Challenges and Opportunities for Incorporating Physiological Information into Pharmacokinetic Models of Intranasal Drug Delivery to the Brain: A Review of Current Status and Future Trajectories

Intranasal (IN) drug delivery could be a promising non-invasive route to reach the central nervous system (CNS) bypassing the blood-brain-barrier (BBB). This review critically examines the mechanisms involved, challenges in predicting outcome of nasal delivery, and future directions of applying physiologically based pharmacokinetic (PBPK) modelling for such predictions. The nasal cavity has distinct anatomical and physiological features in the olfactory and respiratory regions, which play an essential role in drug deposition and subsequent entry to the systemic circulations as well as general passage.
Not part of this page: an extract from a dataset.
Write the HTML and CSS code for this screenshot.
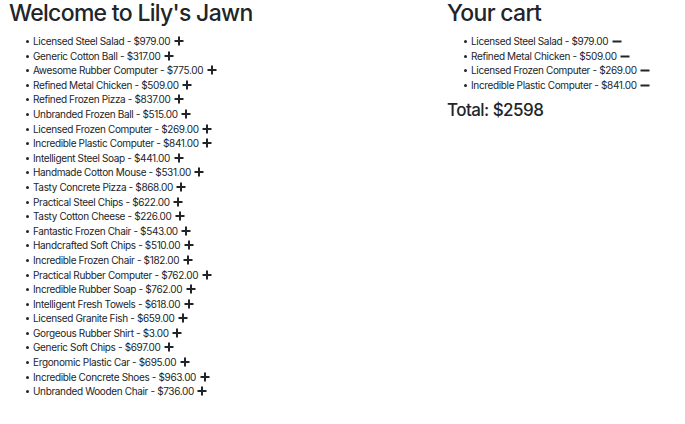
FILE: index.html
```html
<!DOCTYPE html>
<html>
<head>
<meta charset="utf-8">
<link rel="stylesheet" href="styles.css">
</head>
<body>
<div class="page">
  <section class="shop">
    <h1 class="title">Welcome to Lily's Jawn</h1>
    <ul class="items" id="shop-list"></ul>
  </section>
  <section class="cart">
    <h1 class="title">Your cart</h1>
    <ul class="items" id="cart-list"></ul>
    <h2 class="total">Total: $2598</h2>
  </section>
</div>
<script src="app.js"></script>
</body>
</html>
```
FILE: styles.css
```css
* { box-sizing: border-box; }
body {
  margin: 0;
  font-family: Inter, "Liberation Sans", sans-serif;
  color: #212529;
  background: #fff;
}
.page {
  display: flex;
  padding: 0 0 0 9px;
}
.shop { width: 438px; }
.cart { flex: 1; }
.title {
  margin: 0 0 7px;
  font-size: 23px;
  font-weight: 500;
  line-height: 27px;
  letter-spacing: -0.7px;
}
.items {
  margin: 0;
  padding-left: 24px;
  list-style: none;
  font-size: 10px;
  line-height: 14.6px;
  letter-spacing: -0.35px;
}
.items li {
  position: relative;
  white-space: nowrap;
}
.items li::before {
  content: "";
  position: absolute;
  left: -7px;
  top: 6px;
  width: 3px;
  height: 3px;
  border-radius: 50%;
  background: #212529;
}
.icon {
  display: inline-block;
  vertical-align: -1px;
  margin-left: 1px;
}
.total {
  margin: 7px 0 0;
  font-size: 17px;
  font-weight: 500;
  line-height: 22px;
  letter-spacing: -0.55px;
}
```
FILE: app.js
```js
const shop = [
  ["Licensed Steel Salad", "979.00"],
  ["Generic Cotton Ball", "317.00"],
  ["Awesome Rubber Computer", "775.00"],
  ["Refined Metal Chicken", "509.00"],
  ["Refined Frozen Pizza", "837.00"],
  ["Unbranded Frozen Ball", "515.00"],
  ["Licensed Frozen Computer", "269.00"],
  ["Incredible Plastic Computer", "841.00"],
  ["Intelligent Steel Soap", "441.00"],
  ["Handmade Cotton Mouse", "531.00"],
  ["Tasty Concrete Pizza", "868.00"],
  ["Practical Steel Chips", "622.00"],
  ["Tasty Cotton Cheese", "226.00"],
  ["Fantastic Frozen Chair", "543.00"],
  ["Handcrafted Soft Chips", "510.00"],
  ["Incredible Frozen Chair", "182.00"],
  ["Practical Rubber Computer", "762.00"],
  ["Incredible Rubber Soap", "762.00"],
  ["Intelligent Fresh Towels", "618.00"],
  ["Licensed Granite Fish", "659.00"],
  ["Gorgeous Rubber Shirt", "3.00"],
  ["Generic Soft Chips", "697.00"],
  ["Ergonomic Plastic Car", "695.00"],
  ["Incredible Concrete Shoes", "963.00"],
  ["Unbranded Wooden Chair", "736.00"]
];
const cart = [
  ["Licensed Steel Salad", "979.00"],
  ["Refined Metal Chicken", "509.00"],
  ["Licensed Frozen Computer", "269.00"],
  ["Incredible Plastic Computer", "841.00"]
];
const plus = '<svg class="icon" width="10" height="10" viewBox="0 0 10 10"><path d="M5 0.5v9M0.5 5h9" stroke="#212529" stroke-width="2"/></svg>';
const minus = '<svg class="icon" width="10" height="10" viewBox="0 0 10 10"><path d="M0.5 5.5h9" stroke="#212529" stroke-width="2"/></svg>';
function fill(id, list, icon) {
  document.getElementById(id).innerHTML = list
    .map(([n, p]) => `<li>${n} - $${p} ${icon}</li>`)
    .join("");
}
fill("shop-list", shop, plus);
fill("cart-list", cart, minus);
```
However, since the biological composition of the olfactory and trigeminal nerves in the nasal area are not well known, the prediction of drug absorption to systemic circulation from nasal mucosa or direct transport from nose to brain are fraught with many challenges. Thus, addressing the impact of drug permeability, mucociliary clearance, enzymatic degradation, and nasomucosal toxicity are still essential challenges when developing nasal formulations for drugs. PBPK models have the capability of integrating complex anatomical, physiological, and biological aspects of the systems when they are available. Nevertheless, translation from in vitro experiments or animal studies into humans, requires addressing knowledge gaps in such systems parameters. Future investigations should be directed towards creation of the necessary missing information as much as refinement of the models themselves. Combining advanced computational techniques for drug deposition with better PBPK models could help improve the predictivity of clinical outcomes from IN delivery that are targeting the CNS.